Yup, when I  was about 9-10, my phone number was 4321 I think it was a party line, or the phone number before. I can remember when they added a "7", so it was 74321. My God, how was anybody supposed to remember all those numbers. I can remember people saying thing were getting out of hand with the phone company. I remember when people tried to make names out of their phone number. 5646= "John". I don't think they had letters associated with telephone numbers in Europe?????

BTW I remember living at 424 Pleasant Street. You had to live 1 mile from the school to ride the school bus. If I lived at 426 Pleasant Street, I could have rode the bus. But what got me was all the kids , who could ride the bus, waited for it in front of my house.  I had to walk through them to go to school .GRRRR.


----------



## dobielvr (Sep 14, 2020)

Yes, I've lived in 2 family homes.  I remember both of the addresses and ph numbers.  My sister and I had a pink princess ph we shared.  My brother always had his own ph, and of course our home phone.

I work for the treasury dept, and everyone is a number in most depts.  So, I just  remember those things...ph #s, addresses, license plates!  lol


----------



## Lewkat (Sep 14, 2020)

My childhood address, but not the phone #.   I am bad with all phone #s.


----------



## Camper6 (Sep 14, 2020)

I remember the phone number.  You had to give it to the operator.  That's how old I am.

And the city was divided into north and south.

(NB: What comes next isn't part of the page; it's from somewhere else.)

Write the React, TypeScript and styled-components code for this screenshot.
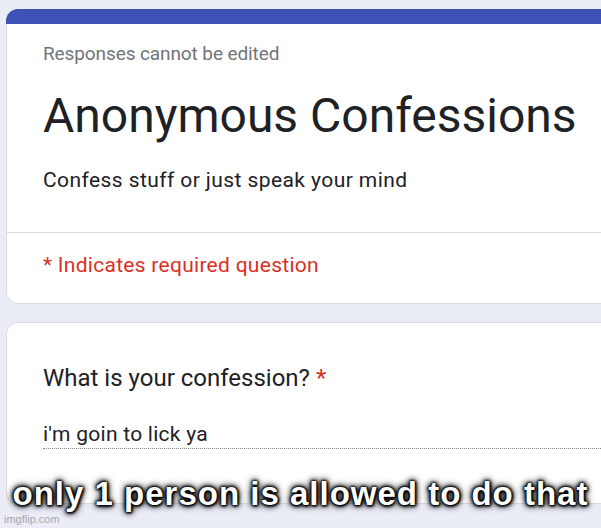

The number was South 1725.

I can't remember my old cell phone numbers however.


----------



## jerry old (Sep 14, 2020)

I told the cop, when he asked me where i live:  'I  know how to get there, but i can't say the address right now.'


----------



## Camper6 (Sep 14, 2020)

Manatee said:


> And the phone did not have a dial, you picked it up and told the operator the number that you wanted.  My big sister's first job after high school was a telephone operator.
> 
> Cell phones were science fiction back then.
> 
> I can remember my grandmothers number from 80 years ago, but not my own from 5 years ago.


Yes I remember. You picked up the phone and the operator said "Number please".  And you could just ask for the time.  "Correct time please".  Wristwatches were something you got as a special present.


----------



## Sassycakes (Sep 14, 2020)

I was born and raised in South Philadelphia. I still remember the address and phone number. When ever I had to tell someone my phone number since it started with FU whoever I had to give it to laughed. FU was for Fulton.


----------



## Giantsfan1954 (Sep 15, 2020)

Sure do, both of them.


----------



## wcwbf (Sep 16, 2020)

had same address and phone number from birth until i moved out after college.

i remember for a short time having a "party line".  phone number progressed from 5 digits to those numbers plus first 2 letters from another word.  mine went from 54391 to TR-54391 (TR for tremont).  then that changed to 87.  then the prefixes.

have had a few changes in area codes.

*starsong* mentioned having address and phone number pounded into my head.  made me think of something "young" people could not fathom.  we were lucky enough to experience 1-2 weeks vacation at the Jersey shore.  had a floor of one of those BIG, old-fashioned beach houses.  NO phones, but can't remember a time when we ever needed one.  we would go walk the boardwalk almost every night.  when we would pass the first aid building, an adult in the group would quickly point out that THAT was where to go if we got "lost".  we had to know that temporary address by heart.


----------



## OneEyedDiva (Sep 16, 2020)

I remember the address but not the phone number.


----------



## drifter (Sep 17, 2020)

Yes, I remember my addresses vut we never had a phone.


----------



## debodun (Sep 17, 2020)

Yes I do. Likely someone else has that phone number now, so I won't post it. My parents kept it when we moved, but after my dad passed in 1983, mom changed it for some reason I can't remember.

I don't live very far from the home in which I grew up. I could drive by it easily if I wanted to. It looks a lot different now, but it was 45 years ago when we moved. Looks like it's under renovation. Here a pic from the county tax database:


----------



## Furryanimal (Sep 21, 2020)

Yes-it was across the street!There was no telephone.


----------



## Kadee (Sep 21, 2020)

Yes only lived in 2 homes during my childhood ....no phones,  both homes have been demolished and new homes built ..one was in what we called “out the south “ the other in Railway town
in a very isolated town/ city  with a population of 40.000


----------



## Pappy (Sep 22, 2020)

Yes:
RD#2, Norwich, NY
Phone: 1 long ring and 2 short rings....our party line.


----------